- **PROBLEM STATEMENT**:
Check the listing below for lines that hold "components". How many are there? Please give only the number.

---------- SOURCE MATERIAL ----------

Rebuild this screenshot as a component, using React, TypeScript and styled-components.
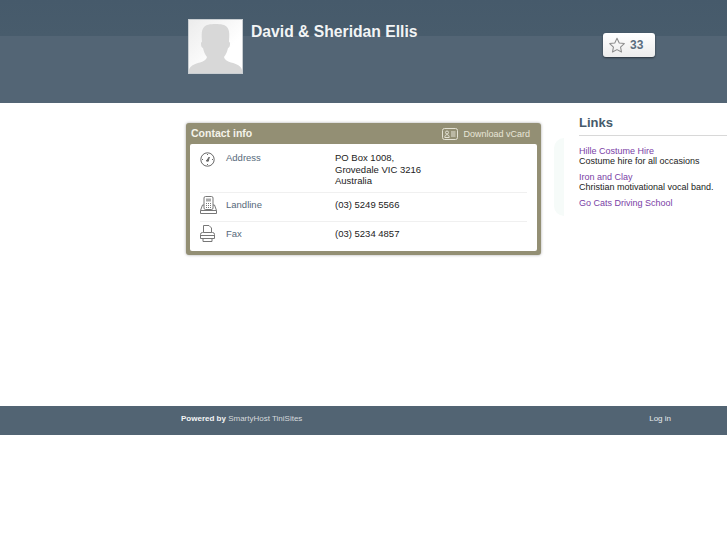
import styled, {createGlobalStyle} from "styled-components";

const GlobalStyle = createGlobalStyle`
    html, body {
        margin: 0;
        padding: 0;
        background: #fff;
        font-family: "Liberation Sans", Arial, sans-serif;
    }
`;

export default function App() {
    return (
        <Page>
            <GlobalStyle/>
            <Header>
                <Avatar><AvatarIcon/></Avatar>
                <Title>David &amp; Sheridan Ellis</Title>
                <Favourite>
                    <StarIcon/>
                    <FavouriteCount>33</FavouriteCount>
                </Favourite>
            </Header>
            <Main>
                <ContactColumn>
                    <ContactCard>
                        <CardHead>
                            <CardTitle>Contact info</CardTitle>
                            <Download><VCardIcon/>Download vCard</Download>
                        </CardHead>
                        <CardBody>
                            <ContactRow $h={49} $pad={8}>
                                <RowIcon><ClockIcon/></RowIcon>
                                <RowLabel $top={0}>Address</RowLabel>
                                <RowValue $top={0}>PO Box 1008,<br/>Grovedale VIC 3216<br/>Australia</RowValue>
                            </ContactRow>
                            <ContactRow $h={29} $pad={3}>
                                <RowIcon><PhoneIcon/></RowIcon>
                                <RowLabel $top={2.5}>Landline</RowLabel>
                                <RowValue $top={2.5}>(03) 5249 5566</RowValue>
                            </ContactRow>
                            <ContactRow $h={29} $pad={3}>
                                <RowIcon><FaxIcon/></RowIcon>
                                <RowLabel $top={2.5}>Fax</RowLabel>
                                <RowValue $top={2.5}>(03) 5234 4857</RowValue>
                            </ContactRow>
                        </CardBody>
                    </ContactCard>
                </ContactColumn>
                <Sidebar>
                    <SideGlow/>
                    <SideTitle>Links</SideTitle>
                    <LinkItem>
                        <LinkName>Hille Costume Hire</LinkName>
                        <LinkText>Costume hire for all occasions</LinkText>
                    </LinkItem>
                    <LinkItem>
                        <LinkName>Iron and Clay</LinkName>
                        <LinkText>Christian motivational vocal band.</LinkText>
                    </LinkItem>
                    <LinkItem>
                        <LinkName>Go Cats Driving School</LinkName>
                    </LinkItem>
                </Sidebar>
            </Main>
            <Footer>
                <FooterLeft><strong>Powered by</strong> SmartyHost TiniSites</FooterLeft>
                <FooterLink>Log in</FooterLink>
            </Footer>
        </Page>
    );
}

function AvatarIcon() {
    return (
        <svg width="53" height="52" viewBox="0 0 53 52">
            <path fill="#d8d8d8" d="M0 52v-3c1-4 5-6 11-7.500 4-1.200 6.500-3 7-5.500-2-2.500-3.500-6-4-9-1.500-.5-2-2-2-4.500 0-1 .3-1.500 1-1.800-.5-8-.5-11 1.500-14C17 3.500 21 3 26.500 3s9.500.5 12 3.700c2 3 2 6 1.500 14 .7.300 1 .8 1 1.800 0 2.500-.5 4-2 4.500-.5 3-2 6.500-4 9 .5 2.500 3 4.300 7 5.500 6 1.500 10 3.500 11 7.500v3z"/>
        </svg>
    );
}

function StarIcon() {
    return (
        <svg width="16" height="16" viewBox="0 0 18 17" fill="none" stroke="#8d8d8d" strokeWidth="1.200" strokeLinejoin="round">
            <path d="M9 1l2.500 5.200 5.700.7-4.200 3.900 1.100 5.600L9 13.700l-5.100 2.700 1.100-5.600L.800 6.900l5.700-.7z"/>
        </svg>
    );
}

function VCardIcon() {
    return (
        <svg width="16" height="12" viewBox="0 0 16 12" fill="none" stroke="#e4e2d4" strokeWidth="1">
            <rect x=".5" y=".5" width="15" height="11" rx="2"/>
            <circle cx="5" cy="4.500" r="1.500"/>
            <path d="M2.800 9.500c0-2 1-2.800 2.200-2.800s2.200.8 2.200 2.800z"/>
            <path d="M9 4h4.500M9 6h4.500M9 8h4.500"/>
        </svg>
    );
}

function ClockIcon() {
    return (
        <svg width="15" height="15" viewBox="0 0 15 15" fill="none" stroke="#666" strokeWidth="1">
            <circle cx="7.500" cy="7.500" r="6.700"/>
            <path d="M7.500 2v1M7.500 12v1M2 7.500h1M12 7.500h1"/>
            <path d="M6.300 9l3-4-1 4.200z" fill="#666"/>
        </svg>
    );
}

function PhoneIcon() {
    return (
        <svg width="17" height="18" viewBox="0 0 17 18" fill="none" stroke="#777" strokeWidth="1">
            <rect x="4" y=".5" width="9" height="13" rx="1.500"/>
            <rect x="6" y="2.500" width="5" height="3" fill="#aaa" stroke="none"/>
            <path d="M6 7.500h5M6 9.500h5M6 11.500h5" strokeDasharray="1 1"/>
            <path d="M4 9H2.500L.5 14.500v3h16v-3L14.500 9H13M.5 14.500h16"/>
        </svg>
    );
}

function FaxIcon() {
    return (
        <svg width="15" height="17" viewBox="0 0 15 17" fill="none" stroke="#777" strokeWidth="1">
            <path d="M3.500 7.500V.5h5.500l2.500 2.500v4.500"/>
            <path d="M3.500 7.500h-1a2 2 0 0 0-2 2v4h14v-4a2 2 0 0 0-2-2h-1z"/>
            <path d="M3 13.500v3h9v-3M.5 10.500h14"/>
        </svg>
    );
}

const Page = styled.div`
    width: 727px;
    height: 545px;
    overflow: hidden;
    background: #fff;
    display: flex;
    flex-direction: column;
`;

const Header = styled.header`
    height: 103px;
    box-sizing: border-box;
    padding: 19px 72px 0 188px;
    background: linear-gradient(#465a6b 0, #485c6c 36px, #536575 36px, #536575 100%);
    display: flex;
    align-items: flex-start;
`;

const Avatar = styled.div`
    width: 55px;
    height: 55px;
    box-sizing: border-box;
    border: 1px solid #c9ced2;
    background: linear-gradient(135deg, #ececec, #fff 65%);
    display: flex;
    align-items: flex-end;
    justify-content: center;
    overflow: hidden;
`;

const Title = styled.h1`
    margin: 4px 0 0 8px;
    flex: 1;
    font-size: 15.700px;
    line-height: 18px;
    font-weight: bold;
    color: #f2f4f5;
`;

const Favourite = styled.div`
    margin-top: 14px;
    width: 52px;
    height: 24px;
    box-sizing: border-box;
    padding-left: 6px;
    background: linear-gradient(#fff, #ececec);
    border-radius: 3px;
    box-shadow: 0 1px 2px rgba(0, 0, 0, .5);
    display: flex;
    align-items: center;
    gap: 5px;
`;

const FavouriteCount = styled.span`
    font-size: 12px;
    font-weight: bold;
    color: #5a6d7e;
`;

const Main = styled.main`
    height: 303px;
    display: flex;
    align-items: flex-start;
`;

const ContactColumn = styled.div`
    width: 579px;
    flex: none;
    box-sizing: border-box;
    padding: 20px 0 0 186px;
`;

const ContactCard = styled.section`
    width: 355px;
    height: 132px;
    box-sizing: border-box;
    padding: 0 4px 4px;
    background: #938f74;
    border-radius: 3px;
    box-shadow: 0 0 3px rgba(0, 0, 0, .35);
    display: flex;
    flex-direction: column;
`;

const CardHead = styled.div`
    height: 21px;
    flex: none;
    padding: 0 7px 0 1px;
    display: flex;
    align-items: center;
    justify-content: space-between;
`;

const CardTitle = styled.h2`
    margin: 0 0 2px;
    font-size: 10.500px;
    font-weight: bold;
    color: #f4f3ea;
`;

const Download = styled.a`
    font-size: 9px;
    color: #e8e6d8;
    display: flex;
    align-items: center;
    gap: 5px;
`;

const CardBody = styled.div`
    flex: 1;
    box-sizing: border-box;
    padding: 0 10px;
    background: #fff;
    border-radius: 2px;
`;

const ContactRow = styled.div<{$h: number; $pad: number}>`
    height: ${p => p.$h}px;
    box-sizing: border-box;
    padding-top: ${p => p.$pad}px;
    border-bottom: 1px solid #f0f0f0;
    display: flex;
    align-items: flex-start;
    &:last-child { border-bottom: none; }
`;

const RowIcon = styled.div`
    width: 26px;
    flex: none;
    display: flex;
`;

const RowLabel = styled.div<{$top: number}>`
    width: 109px;
    flex: none;
    margin-top: ${p => p.$top}px;
    font-size: 9.500px;
    line-height: 11.500px;
    color: #56697a;
`;

const RowValue = styled.div<{$top: number}>`
    margin-top: ${p => p.$top}px;
    font-size: 9.500px;
    line-height: 11.500px;
    color: #222;
`;

const Sidebar = styled.aside`
    position: relative;
    flex: 1;
    padding-top: 12px;
`;

const SideGlow = styled.div`
    position: absolute;
    left: -25px;
    top: 35px;
    width: 10px;
    height: 78px;
    border-radius: 10px 0 0 10px;
    background: #f6fbf9;
`;

const SideTitle = styled.h3`
    margin: 0 0 10px;
    padding-bottom: 5px;
    font-size: 13px;
    line-height: 15px;
    font-weight: bold;
    color: #465a6b;
    border-bottom: 1px solid #d8d8d8;
`;

const LinkItem = styled.div`
    margin-bottom: 6px;
`;

const LinkName = styled.a`
    display: block;
    font-size: 9px;
    line-height: 10px;
    color: #7a3ea6;
`;

const LinkText = styled.div`
    font-size: 9px;
    line-height: 10px;
    color: #222;
`;

const Footer = styled.footer`
    height: 29px;
    box-sizing: border-box;
    padding: 0 56px 4px 181px;
    background: #526473;
    font-size: 8px;
    color: #d6d9dc;
    display: flex;
    align-items: center;
    justify-content: space-between;
    strong { color: #f2f4f5; }
`;

const FooterLeft = styled.div``;

const FooterLink = styled.a`
    color: #e6eaec;
`;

----------

- **SOLUTION TO THIS TASK**:
2